Selain mengingatkan mengenai pengawasan melekat, pada kesempatan itu Jaksa Agung juga mengingatkan jajarannya agar patuh membuat laporan harta kekayaan penyelenggara negara (LHKPN). Berdasarkan data tahun 2020, masih terdapat 11,44 persen pegawai kejaksaan yang belum melaporkan LHKPN.
Secara terpisah, Koordinator Masyarakat Anti-Korupsi Indonesia Boyamin Saiman memandang positif mekanisme pengawasan melekat yang kembali ditegaskan Jaksa Agung.

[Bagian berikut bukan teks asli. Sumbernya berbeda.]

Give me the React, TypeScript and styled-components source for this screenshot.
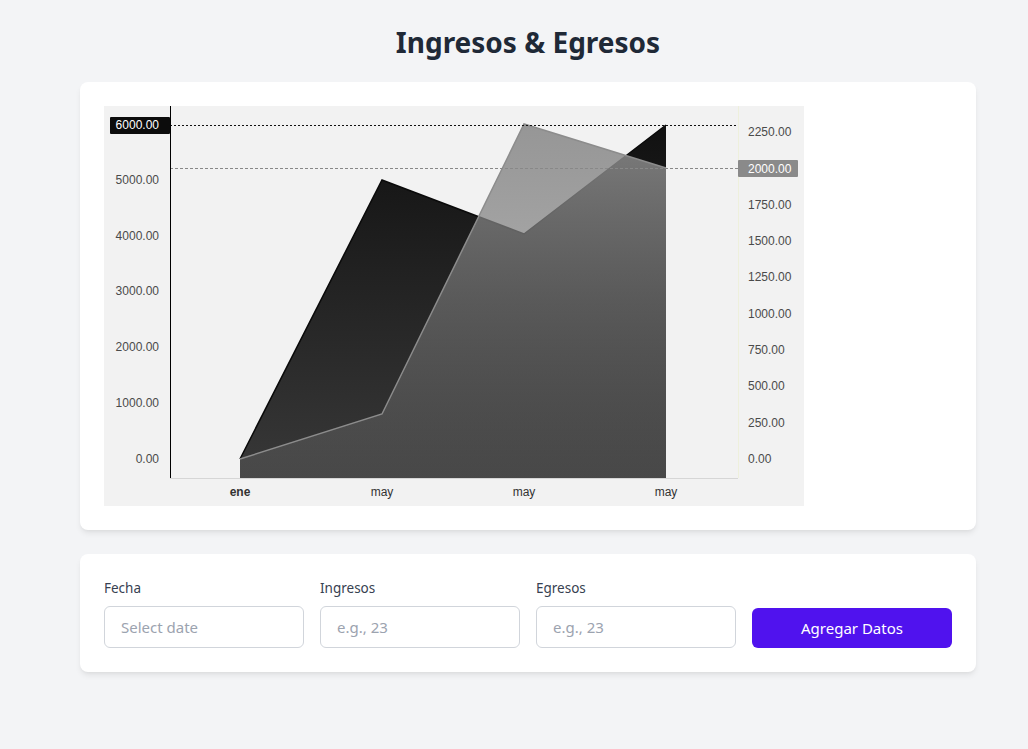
import styled, { createGlobalStyle } from "styled-components";

const GlobalStyle = createGlobalStyle`
    body {
        margin: 0;
        background: #f3f4f6;
        font-family: "Noto Sans", Lato, sans-serif;
    }
`;

const Page = styled.main`
    min-height: 100vh;
    padding: 24px 52px 24px 80px;
    box-sizing: border-box;
    width: 1028px;
`;

const Title = styled.h1`
    margin: 0 0 22px;
    text-align: center;
    font-size: 28px;
    line-height: 36px;
    font-weight: 700;
    color: #1f2937;
`;

const Card = styled.section`
    background: #fff;
    border-radius: 8px;
    padding: 24px;
    box-shadow: 0 4px 6px -1px rgba(0, 0, 0, 0.08), 0 2px 4px -2px rgba(0, 0, 0, 0.06);
    & + & {
        margin-top: 24px;
    }
`;

const ChartBox = styled.div`
    width: 700px;
    height: 400px;
    background: #f2f2f2;
    svg {
        display: block;
        font-family: "Liberation Sans", Arial, sans-serif;
        font-size: 12px;
    }
`;

const FormRow = styled.form`
    display: flex;
    align-items: flex-end;
    gap: 16px;
`;

const Field = styled.div`
    display: flex;
    flex-direction: column;
    gap: 8px;
    width: 200px;
`;

const Label = styled.label`
    font-size: 13.5px;
    line-height: 20px;
    color: #374151;
`;

const Input = styled.input`
    box-sizing: border-box;
    width: 200px;
    height: 42px;
    border: 1px solid #d1d5db;
    border-radius: 6px;
    padding: 0 16px;
    font: inherit;
    font-size: 15px;
    color: #111827;
    background: #fff;
    &::placeholder {
        color: #9ca3af;
    }
`;

const Button = styled.button`
    width: 200px;
    height: 40px;
    border: none;
    border-radius: 6px;
    background: #5012ee;
    color: #fff;
    font: inherit;
    font-size: 15px;
    cursor: pointer;
`;

const leftTicks = [
    { v: "5000.00", y: 74 },
    { v: "4000.00", y: 130 },
    { v: "3000.00", y: 185 },
    { v: "2000.00", y: 241 },
    { v: "1000.00", y: 297 },
    { v: "0.00", y: 353 },
];

const rightTicks = [
    { v: "2250.00", y: 26 },
    { v: "1750.00", y: 99 },
    { v: "1500.00", y: 135 },
    { v: "1250.00", y: 171 },
    { v: "1000.00", y: 208 },
    { v: "750.00", y: 244 },
    { v: "500.00", y: 280 },
    { v: "250.00", y: 317 },
    { v: "0.00", y: 353 },
];

const xLabels = [
    { t: "ene", x: 136, bold: true },
    { t: "may", x: 278 },
    { t: "may", x: 420 },
    { t: "may", x: 562 },
];

const ingresos = [[136, 353], [278, 74], [420, 128], [562, 19]];
const egresos = [[136, 353], [278, 308], [420, 18], [562, 62]];

function line(pts: number[][]) {
    return pts.map((p, i) => (i === 0 ? "M" : "L") + p[0] + " " + p[1]).join(" ");
}

function area(pts: number[][]) {
    const last = pts[pts.length - 1];
    return line(pts) + ` L${last[0]} 372 L${pts[0][0]} 372 Z`;
}

function Chart() {
    return (
        <ChartBox>
            <svg width="700" height="400" viewBox="0 0 700 400">
                <defs>
                    <linearGradient id="darkFill" gradientUnits="userSpaceOnUse" x1="0" y1="19" x2="0" y2="372">
                        <stop offset="0" stopColor="#111111" />
                        <stop offset="1" stopColor="#383838" />
                    </linearGradient>
                    <linearGradient id="grayFill" gradientUnits="userSpaceOnUse" x1="0" y1="18" x2="0" y2="372">
                        <stop offset="0" stopColor="rgb(140,140,140)" stopOpacity="0.9" />
                        <stop offset="1" stopColor="rgb(110,110,110)" stopOpacity="0.3" />
                    </linearGradient>
                </defs>

                <path d={area(ingresos)} fill="url(#darkFill)" />
                <path d={line(ingresos)} fill="none" stroke="#0a0a0a" strokeWidth="1.5" />
                <path d={area(egresos)} fill="url(#grayFill)" />
                <path d={line(egresos)} fill="none" stroke="#8c8c8c" strokeWidth="1.5" />

                <line x1="66" y1="19.5" x2="634" y2="19.5" stroke="#111" strokeDasharray="2 2" />
                <line x1="66" y1="62.5" x2="634" y2="62.5" stroke="#888" strokeDasharray="3 2" />

                <line x1="66.5" y1="0" x2="66.5" y2="372" stroke="#000" />
                <line x1="66" y1="372.5" x2="634" y2="372.5" stroke="#d6d6d6" />
                <line x1="634.5" y1="0" x2="634.5" y2="372" stroke="#eef0dc" />

                {leftTicks.map((t) => (
                    <text key={t.v} x="55" y={t.y + 4} textAnchor="end" fill="#4a4a4a">{t.v}</text>
                ))}
                <rect x="6" y="11" width="60" height="17" rx="1" fill="#0c0c0c" />
                <text x="55" y="23" textAnchor="end" fill="#fff">6000.00</text>

                {rightTicks.map((t) => (
                    <text key={t.v} x="644" y={t.y + 4} fill="#4a4a4a">{t.v}</text>
                ))}
                <rect x="634" y="54" width="60" height="17" rx="1" fill="#8a8a8a" />
                <text x="644" y="67" fill="#fff">2000.00</text>

                {xLabels.map((l, i) => (
                    <text key={i} x={l.x} y="390" textAnchor="middle" fill="#333" fontWeight={l.bold ? 700 : 400}>{l.t}</text>
                ))}
            </svg>
        </ChartBox>
    );
}

export default function App() {
    return (
        <Page>
            <GlobalStyle />
            <Title>Ingresos &amp; Egresos</Title>
            <Card>
                <Chart />
            </Card>
            <Card>
                <FormRow onSubmit={(e) => e.preventDefault()}>
                    <Field>
                        <Label htmlFor="fecha">Fecha</Label>
                        <Input id="fecha" type="text" placeholder="Select date" />
                    </Field>
                    <Field>
                        <Label htmlFor="ingresos">Ingresos</Label>
                        <Input id="ingresos" type="text" placeholder="e.g., 23" />
                    </Field>
                    <Field>
                        <Label htmlFor="egresos">Egresos</Label>
                        <Input id="egresos" type="text" placeholder="e.g., 23" />
                    </Field>
                    <Button type="submit">Agregar Datos</Button>
                </FormRow>
            </Card>
        </Page>
    );
}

Dengan mekanisme tersebut, seseorang tidak bisa berdalih ketika ada pegawai kejaksaan yang ”nakal”. Jika ditemukan hal seperti itu, sudah semestinya atasannya langsung diberi sanksi seperti pencopotan karena dinilai tidak bisa membina anak buahnya.
Namun, Boyamin mengingatkan bahwa mekanisme pengawasan melekat tersebut justru tidak tampak dalam kasus pelarian Joko Tjandra yang melibatkan bekas jaksa di Kejaksaan Agung, Pinangki Sirna Malasari. Menurut Boyamin, Pinangki seolah dibiarkan bepergian ke luar negeri, bertemu pengacara di kantornya, padahal ia bukan seorang penyidik atau jaksa penuntut.
Ketika perkara tersebut terbukti melibatkan Pinangki, dengan kerangka pengawasan melekat, semestinya dua atasan di atasnya dikenai sanksi atau dicopot dari jabatannya.
”Jadi, bisa saja atasan langsung Pinangki mengawasi, tetapi atasan yang ada di posisi lebih atas mengizinkan, sehingga mekanisme pengawasan melekat tidak berjalan karena ada atasan yang lebih tinggi yang seperti ’mengizinkan’. Dan ini yang diduga terjadi dalam kasus Pinangki,” tutur Boyamin.
Oleh karena itu, Boyamin berharap agar Jaksa Agung benar-benar memberikan teladan dalam mengawasi anak buahnya. Tidak berhenti hanya pada pernyataan, jajaran kejaksaan akan melaksanakan pengawasan melekat jika Jaksa Agung memberikan teladan langsung dengan tidak mengistimewakan orang-orang tertentu.